Étant donné que le refinancement des banques occidentales devient plus coûteux (suite à la décision de la Fed) et que les taux en dollars augmentent sur les marchés occidentaux des capitaux, les banques russes augmentent les taux sur les dépôts en dollars.
«Cela permet de remplacer le refinancement occidental tout en retenant les clients russes. Les taux plus élevés sur les dépôts sont reportés par les banques sur les emprunteurs finaux et compensent grâce à des rendements plus élevés des obligations européennes et les prêts en devises», déclare Dmitri Monastyrchine.
La liquidité du dollar
Les banques russes n'ont pas encore de problèmes avec la liquidité des devises, déclarent les établissements interrogés. Néanmoins, les conditions sont réunies pour qu'ils apparaissent, estime Alexeï Okhorzine.

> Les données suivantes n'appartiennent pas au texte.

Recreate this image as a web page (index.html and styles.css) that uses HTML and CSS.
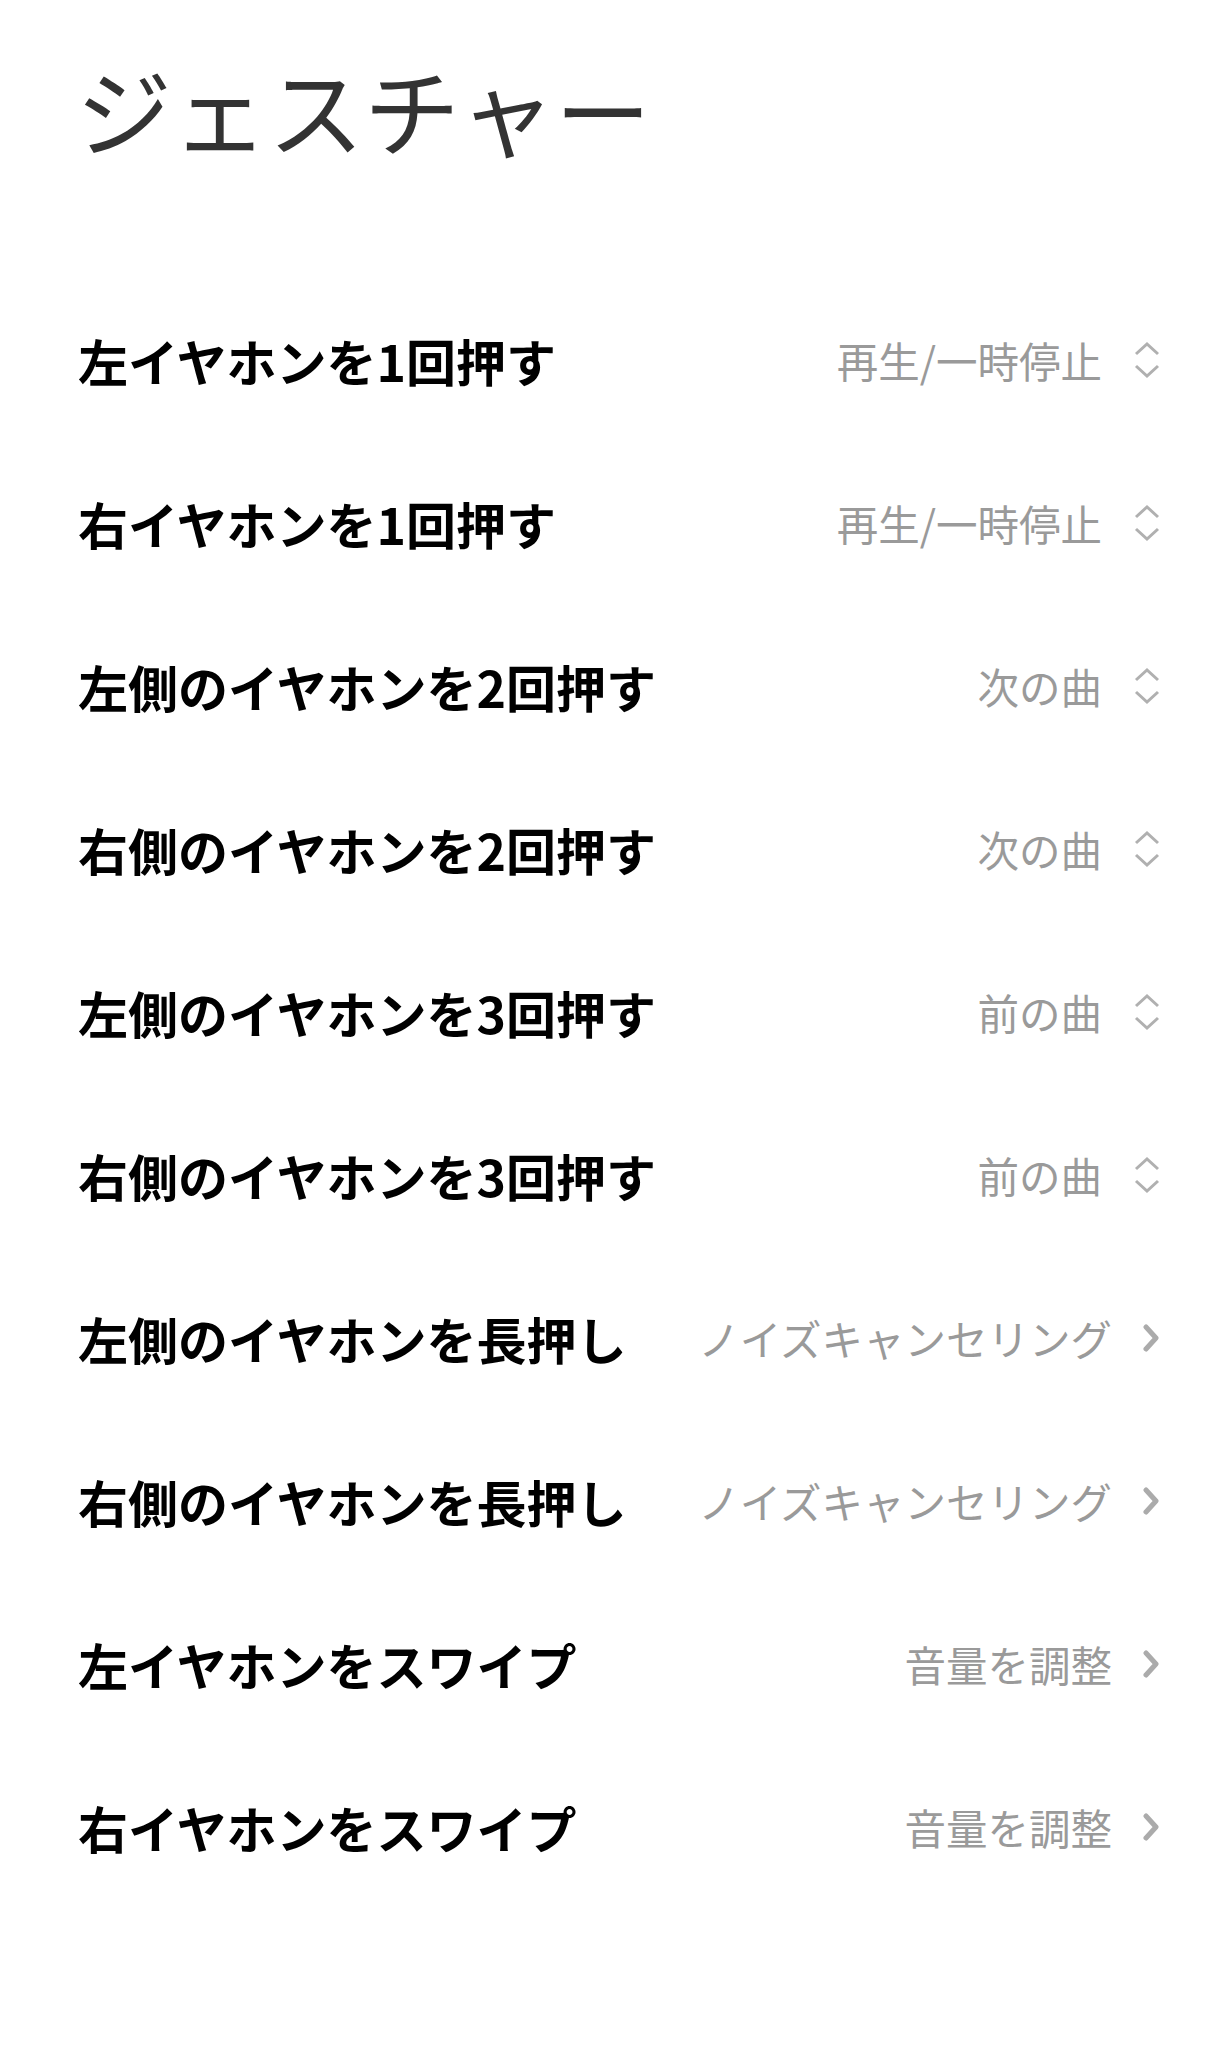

Il n'y a pas de problèmes avec la liquidité des devises, pense Mikhaïl Matovnikov. Mais il identifie un autre problème dans cette situation: la lutte active de la Banque centrale contre la monétisation des actifs et des obligations.
«La créance en devises se réduit rapidement, alors que l'attirance pour les devises ne s'empresse pas de se réduire. Au final, l'écart entre les prêts en devises et l'attirance pour les devises se creuse. A l'échelle du système bancaire, la créance en devises est inférieure à l'attirance des clients de 90 milliards de dollars. C'est beaucoup. Mais les banques peuvent placer avec rentabilité l'excès de fonds attirés dans les obligations en devises», dit-il.
«En avril, quand le cours du rouble a baissé à cause des sanctions, les clients n'ont pas beaucoup transféré de roubles en devises étrangères. La plupart des clients ne réagissent plus aux sursauts des cours. Les clients comprennent que si on dépense son argent en roubles, il faut épargner en roubles», conclut l'expert.